To make things worse, anyone with any experience knows that it is very difficult to ensure that the solution matches what the user really requested or that it actually meets the engineering specifications. Mistakes will be made; assumptions will be invalidated; and miscommunication will occur.

So what's the solution? Shrink your scope! In manufacturing terms this is called "reducing the batch size." Rather than gathering all of the requirements now for a year-long project, you will be much more effective by building a high-level roadmap for the next 12 months, gathering a few requirements at a time, and then delivering and validating them before moving to the next ones. This constant cycle reduces the chance that your delivery team fails to deliver what is requested, and it reduces the chances that your customers requested the wrong thing.

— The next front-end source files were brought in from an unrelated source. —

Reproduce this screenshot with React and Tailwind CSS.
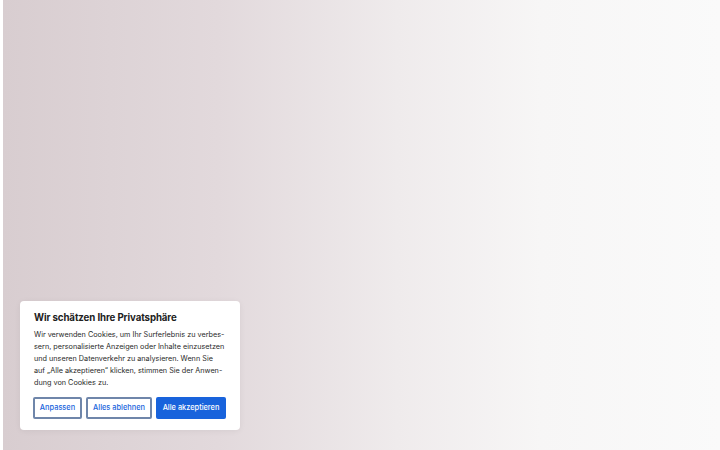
import React from 'react';

// Cookie consent banner over a soft hero backdrop
const bodyLines = [
  'Wir verwenden Cookies, um Ihr Surferlebnis zu verbes-',
  'sern, personalisierte Anzeigen oder Inhalte einzusetzen',
  'und unseren Datenverkehr zu analysieren. Wenn Sie',
  'auf \u201eAlle akzeptieren\u201c klicken, stimmen Sie der Anwen-',
  'dung von Cookies zu.',
];

export default function App() {
  return (
    <div className="relative h-[450px] w-full overflow-hidden bg-white pl-[3px] font-['Inter','Noto_Sans',sans-serif]">
      <div className="h-full w-full bg-[linear-gradient(to_right,#d8cdd0_0%,#e2d9dc_30%,#efebec_55%,#f7f6f6_75%,#fafafa_100%)]" />

      {/* consent card */}
      <div className="absolute left-[20px] top-[301px] flex h-[129px] w-[220px] flex-col rounded-[4px] bg-white px-[13px] pt-[10px] shadow-[0_1px_6px_rgba(0,0,0,0.06)]">
        <h2 className="ml-px text-[9.7px] font-bold leading-[14px] tracking-[-0.1px] text-[#212121]">
          Wir schätzen Ihre Privatsphäre
        </h2>
        <p className="ml-px mt-[4px] text-[7.25px] leading-[12px] text-[#2a2a2a]">
          {bodyLines.map((line) => (
            <span key={line} className="block whitespace-nowrap">{line}</span>
          ))}
        </p>
        <div className="mt-[8px] flex gap-[4px]">
          <button className="flex h-[22px] w-[49px] items-center justify-center rounded-[2px] border-2 border-[#6f86aa] text-[7.4px] font-medium text-[#1863dc]">
            Anpassen
          </button>
          <button className="flex h-[22px] w-[66px] items-center justify-center rounded-[2px] border-2 border-[#6f86aa] text-[7.4px] font-medium text-[#1863dc]">
            Alles ablehnen
          </button>
          <button className="flex h-[22px] w-[70px] items-center justify-center rounded-[2px] bg-[#1863dc] text-[7.4px] font-medium text-white">
            Alle akzeptieren
          </button>
        </div>
      </div>
    </div>
  );
}
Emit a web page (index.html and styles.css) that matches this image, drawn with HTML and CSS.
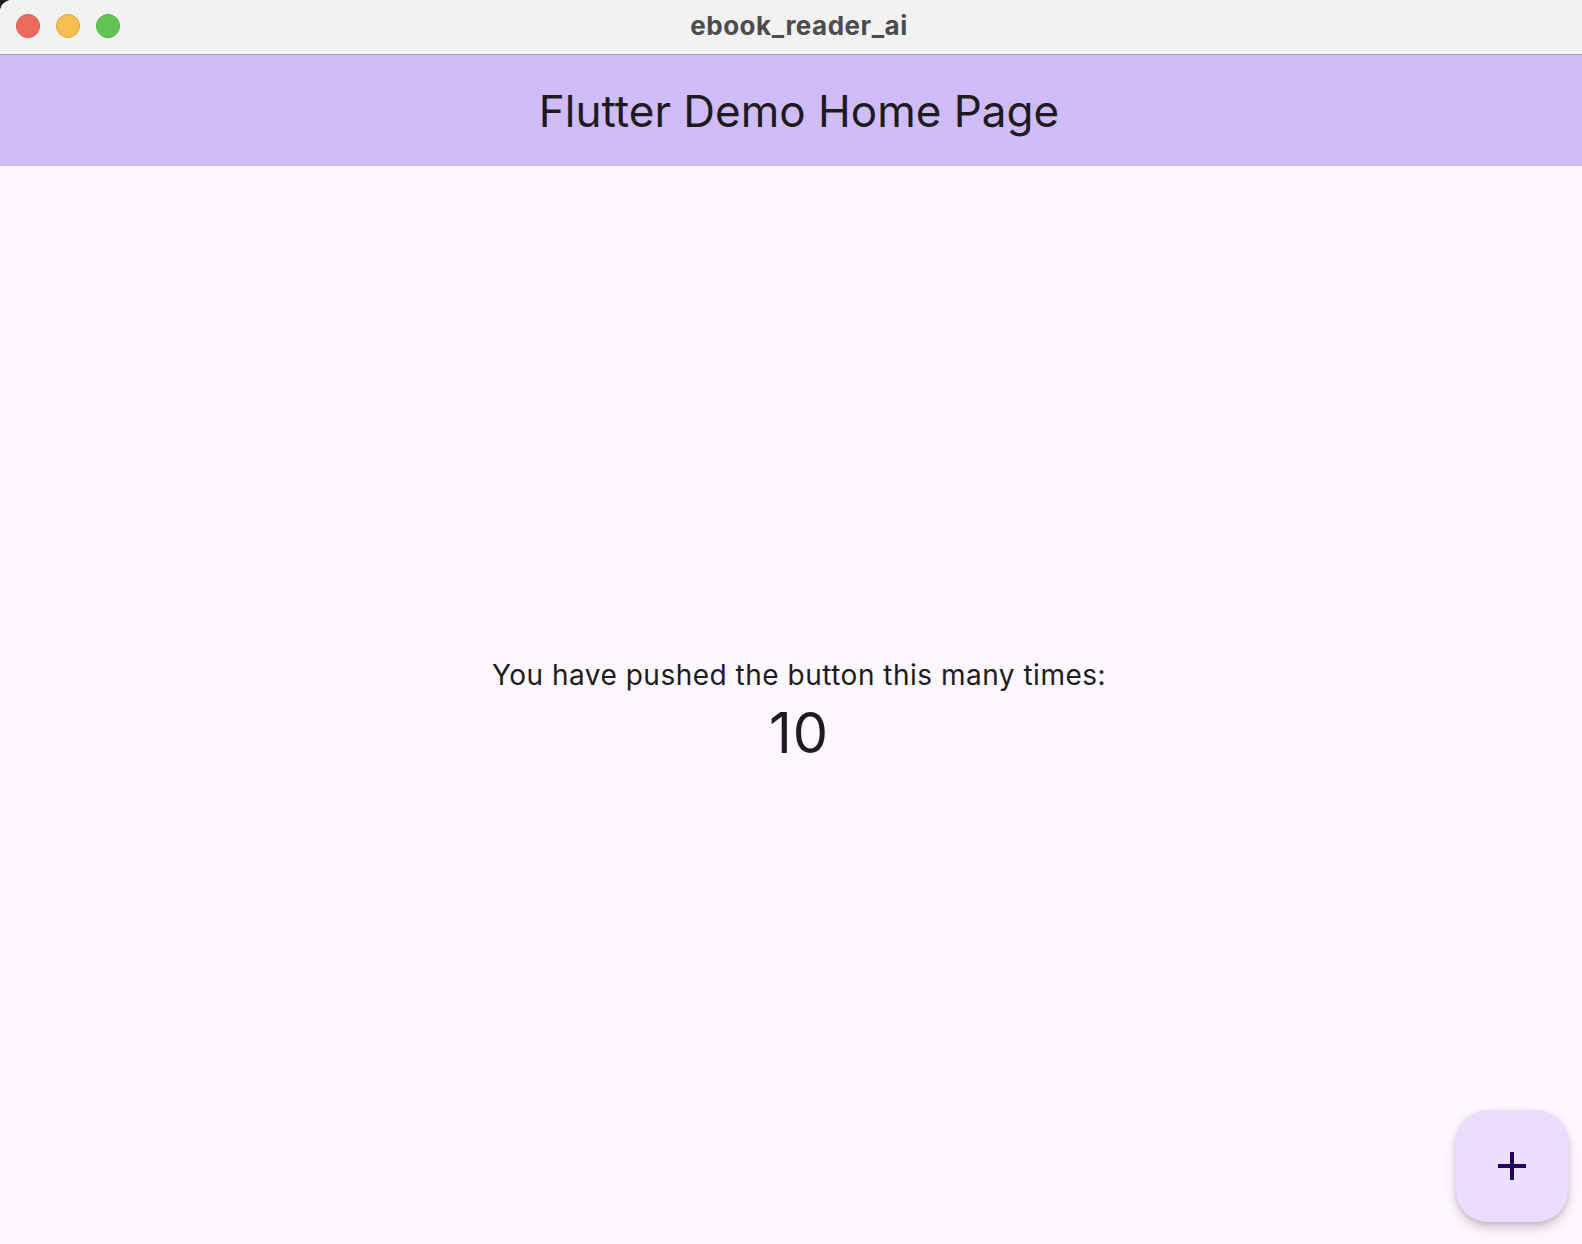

Watermelong - green on the outside, red on the inside. By Prathyush Thomas - Own work, GFDL 1.2, https://commons.wikimedia.org/w/index.php?curid=41323824

This approach also reduces dreaded "watermelon project" which is green on the outside and red on the inside. It's really difficult for a Project Manager (or the people who report status to him or her) to misrepresent the true status when it is ultimately determined by what is delivered and not by some vague measure like "earned value" or "percent complete" which cannot be truly measured until the entire project is complete.

This blog post is intended to offer a brief overview of how Agile methodologies can reduce risk. For a more thorough understanding, please see Al Goerner's presentation from the 2016 Agile Alliance Conference which took place in Atlanta, GA.

So there you have it. The one "simple" change that can reduce your project risk!